The Greeks were very interested in science as a way of organizing the world and making order out of chaos, and having power over some very powerful things like oceans and weather. From about 600 BC, a lot of Greek men spent time observing the planets and the sun and trying to figure out how astronomy worked. They must have gotten their first lessons from the Babylonians, who were very good at astronomy and also very interested in it.
By the 400's BC, Pythagoras was interested in finding the patterns and rules in mathematics and music, and invented the idea of a mathematical proof. Although Greek women usually were not allowed to study science, Pythagoras did have some women among his students. Socrates, a little bit later, developed logical methods for deciding whether something was true or not.

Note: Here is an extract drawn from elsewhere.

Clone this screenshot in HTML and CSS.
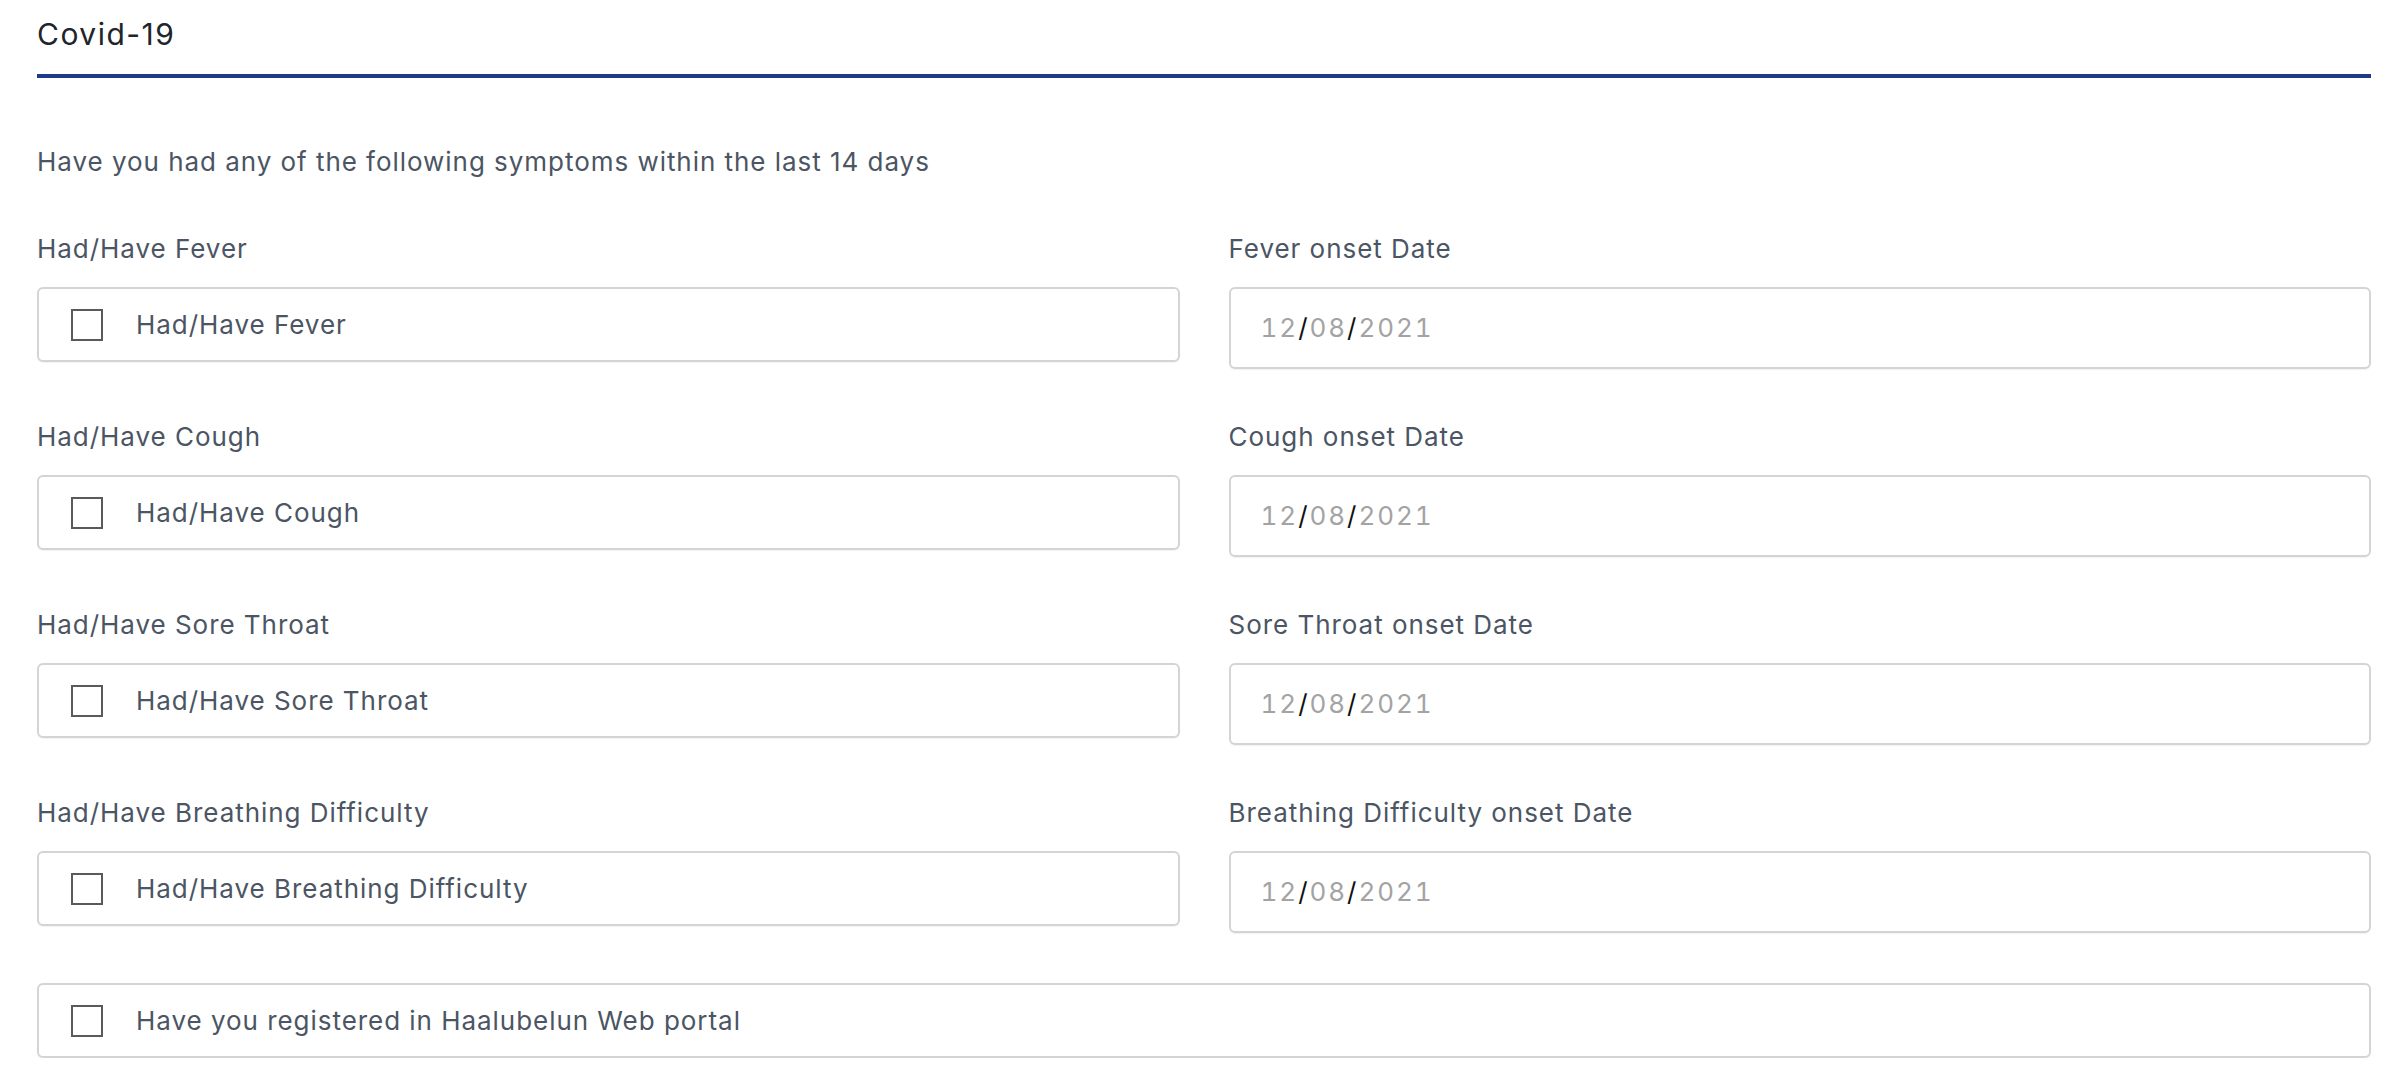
FILE: index.html
```html
<!DOCTYPE html>
<html lang="en">
<head>
<meta charset="utf-8">
<title>Covid-19</title>
<link rel="stylesheet" href="styles.css">
</head>
<body>
<div class="page">
  <h1 class="title">Covid-19</h1>
  <p class="intro">Have you had any of the following symptoms within the last 14 days</p>
  <div class="grid">
    <div class="field">
      <div class="label">Had/Have Fever</div>
      <div class="check-box"><span class="check"></span><span class="check-text">Had/Have Fever</span></div>
    </div>
    <div class="field">
      <div class="label">Fever onset Date</div>
      <div class="date-box"><span class="d">12</span><span class="s">/</span><span class="d">08</span><span class="s">/</span><span class="d">2021</span></div>
    </div>
    <div class="field">
      <div class="label">Had/Have Cough</div>
      <div class="check-box"><span class="check"></span><span class="check-text">Had/Have Cough</span></div>
    </div>
    <div class="field">
      <div class="label">Cough onset Date</div>
      <div class="date-box"><span class="d">12</span><span class="s">/</span><span class="d">08</span><span class="s">/</span><span class="d">2021</span></div>
    </div>
    <div class="field">
      <div class="label">Had/Have Sore Throat</div>
      <div class="check-box"><span class="check"></span><span class="check-text">Had/Have Sore Throat</span></div>
    </div>
    <div class="field">
      <div class="label">Sore Throat onset Date</div>
      <div class="date-box"><span class="d">12</span><span class="s">/</span><span class="d">08</span><span class="s">/</span><span class="d">2021</span></div>
    </div>
    <div class="field">
      <div class="label">Had/Have Breathing Difficulty</div>
      <div class="check-box"><span class="check"></span><span class="check-text">Had/Have Breathing Difficulty</span></div>
    </div>
    <div class="field">
      <div class="label">Breathing Difficulty onset Date</div>
      <div class="date-box"><span class="d">12</span><span class="s">/</span><span class="d">08</span><span class="s">/</span><span class="d">2021</span></div>
    </div>
  </div>
  <div class="check-box full"><span class="check"></span><span class="check-text">Have you registered in Haalubelun Web portal</span></div>
</div>
</body>
</html>
```
FILE: styles.css
```css
* { box-sizing: border-box; }
html, body { margin: 0; padding: 0; background: #ffffff; }
body {
  font-family: Inter, "Noto Sans", "Liberation Sans", sans-serif;
  color: #4b5563;
  letter-spacing: 0.06em;
}
.page {
  padding: 12px 23px 0 37px;
}
.title {
  margin: 0;
  font-size: 30px;
  line-height: 45px;
  font-weight: 400;
  letter-spacing: 0.05em;
  color: #212529;
  padding-bottom: 17px;
  border-bottom: 4px solid #1e3a8a;
}
.intro {
  margin: 66px 0 51px 0;
  font-size: 26px;
  line-height: 36px;
  color: #4b5563;
}
.grid {
  display: grid;
  grid-template-columns: 1fr 1fr;
  column-gap: 49px;
  row-gap: 50px;
  align-items: start;
}
.label {
  font-size: 26px;
  line-height: 36px;
  margin-bottom: 20px;
  color: #4b5563;
}
.check-box {
  height: 75px;
  border: 2px solid #d4d4d4;
  border-radius: 6px;
  display: flex;
  align-items: center;
  padding-left: 32px;
  box-shadow: 0 1px 1px rgba(0,0,0,0.05);
}
.check {
  width: 32px;
  height: 32px;
  border: 2px solid #5a5a5a;
  flex: none;
  margin-right: 33px;
}
.check-text {
  font-size: 26px;
  line-height: 36px;
  color: #4b5563;
}
.date-box {
  height: 82px;
  border: 2px solid #d4d4d4;
  border-radius: 6px;
  display: flex;
  align-items: center;
  padding-left: 30px;
  font-size: 26px;
  line-height: 36px;
  letter-spacing: 0.075em;
  font-variant-numeric: tabular-nums;
  box-shadow: 0 1px 1px rgba(0,0,0,0.05);
}
.date-box .d { color: #a3a3a3; }
.date-box .s { color: #111111; }
.full {
  margin-top: 50px;
}
```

In the 300's BC, Aristotle and other philosophers at the Lyceum and the Academy in Athens worked on observing plants and animals, and organizing the different kinds of plants and animals into types. Again, this is a way of creating order out of chaos.

Greek Games

The Greeks took games of all kinds very seriously, but especially physical athletic competition. The Greeks believed that their gods particularly loved to see strong, fit, graceful human bodies, especially boys' and men's bodies. So one way to get on the good side of the gods was to exercise, to eat right, to oil your skin, to create a beautiful body that the gods would love. Because of the Greek tendency to turn everything into an agon, a competition, this also meant that there were a lot of athletic competitions in Greece. The most famous of these is the Olympic Games, but there were other games held in other places as well, like the Isthmian Games at Corinth.